__Information shown__:
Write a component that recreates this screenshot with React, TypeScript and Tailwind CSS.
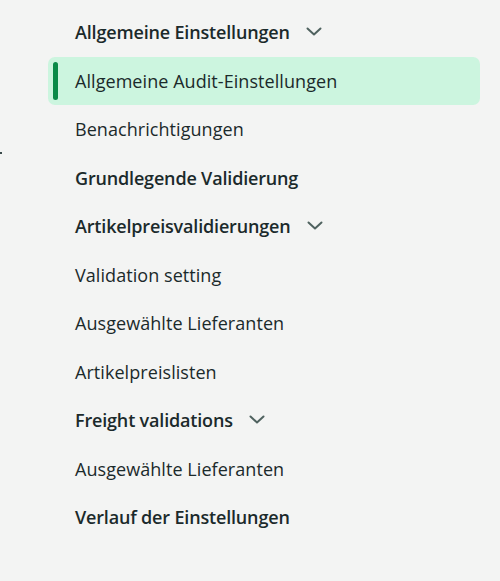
import React from "react";

type Item = { label: string; bold?: boolean; chevron?: boolean; active?: boolean };

const items: Item[] = [
  { label: "Allgemeine Einstellungen", bold: true, chevron: true },
  { label: "Allgemeine Audit-Einstellungen", active: true },
  { label: "Benachrichtigungen" },
  { label: "Grundlegende Validierung", bold: true },
  { label: "Artikelpreisvalidierungen", bold: true, chevron: true },
  { label: "Validation setting" },
  { label: "Ausgewählte Lieferanten" },
  { label: "Artikelpreislisten" },
  { label: "Freight validations", bold: true, chevron: true },
  { label: "Ausgewählte Lieferanten" },
  { label: "Verlauf der Einstellungen", bold: true },
];

function Chevron() {
  return (
    <svg width="16" height="16" viewBox="0 0 16 16" className="ml-[16px] text-[#4f625f]">
      <path d="M1.5 4.5 L8 10.5 L14.5 4.5" fill="none" stroke="currentColor" strokeWidth="2" strokeLinecap="round" strokeLinejoin="round" />
    </svg>
  );
}

export default function App() {
  return (
    <div
      className="relative w-[500px] h-[581px] bg-[#f3f4f3] text-[#1b2a2b]"
      style={{ fontFamily: '"Open Sans", "Noto Sans", sans-serif' }}
    >
      <div className="absolute left-0 top-[152px] w-[2px] h-[2px] bg-[#3a4a4a]" />
      <nav className="flex flex-col pt-[8px] pl-[48px] pr-[20px]">
        {items.map((it, i) => (
          <div
            key={i}
            className={`relative flex items-center h-[48.5px] pl-[27px] rounded-[7px] ${
              it.active ? "bg-[#ccf5df]" : ""
            }`}
          >
            {it.active && (
              <div className="absolute left-[5px] top-[5px] bottom-[5px] w-[5px] rounded-full bg-[#0a8a48]" />
            )}
            <span
              className={`text-[18px] leading-[24px] ${
                it.bold ? "font-semibold tracking-[-0.17px]" : "font-normal tracking-[0.06px]"
              }`}
            >
              {it.label}
            </span>
            {it.chevron && <Chevron />}
          </div>
        ))}
      </nav>
    </div>
  );
}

__Short task__: Write out again every line above exactly as given; the pictures do not belong in the copy.

__Reply to the task__:
Write a component that recreates this screenshot with React, TypeScript and Tailwind CSS.
import React from "react";

type Item = { label: string; bold?: boolean; chevron?: boolean; active?: boolean };

const items: Item[] = [
  { label: "Allgemeine Einstellungen", bold: true, chevron: true },
  { label: "Allgemeine Audit-Einstellungen", active: true },
  { label: "Benachrichtigungen" },
  { label: "Grundlegende Validierung", bold: true },
  { label: "Artikelpreisvalidierungen", bold: true, chevron: true },
  { label: "Validation setting" },
  { label: "Ausgewählte Lieferanten" },
  { label: "Artikelpreislisten" },
  { label: "Freight validations", bold: true, chevron: true },
  { label: "Ausgewählte Lieferanten" },
  { label: "Verlauf der Einstellungen", bold: true },
];

function Chevron() {
  return (
    <svg width="16" height="16" viewBox="0 0 16 16" className="ml-[16px] text-[#4f625f]">
      <path d="M1.5 4.5 L8 10.5 L14.5 4.5" fill="none" stroke="currentColor" strokeWidth="2" strokeLinecap="round" strokeLinejoin="round" />
    </svg>
  );
}

export default function App() {
  return (
    <div
      className="relative w-[500px] h-[581px] bg-[#f3f4f3] text-[#1b2a2b]"
      style={{ fontFamily: '"Open Sans", "Noto Sans", sans-serif' }}
    >
      <div className="absolute left-0 top-[152px] w-[2px] h-[2px] bg-[#3a4a4a]" />
      <nav className="flex flex-col pt-[8px] pl-[48px] pr-[20px]">
        {items.map((it, i) => (
          <div
            key={i}
            className={`relative flex items-center h-[48.5px] pl-[27px] rounded-[7px] ${
              it.active ? "bg-[#ccf5df]" : ""
            }`}
          >
            {it.active && (
              <div className="absolute left-[5px] top-[5px] bottom-[5px] w-[5px] rounded-full bg-[#0a8a48]" />
            )}
            <span
              className={`text-[18px] leading-[24px] ${
                it.bold ? "font-semibold tracking-[-0.17px]" : "font-normal tracking-[0.06px]"
              }`}
            >
              {it.label}
            </span>
            {it.chevron && <Chevron />}
          </div>
        ))}
      </nav>
    </div>
  );
}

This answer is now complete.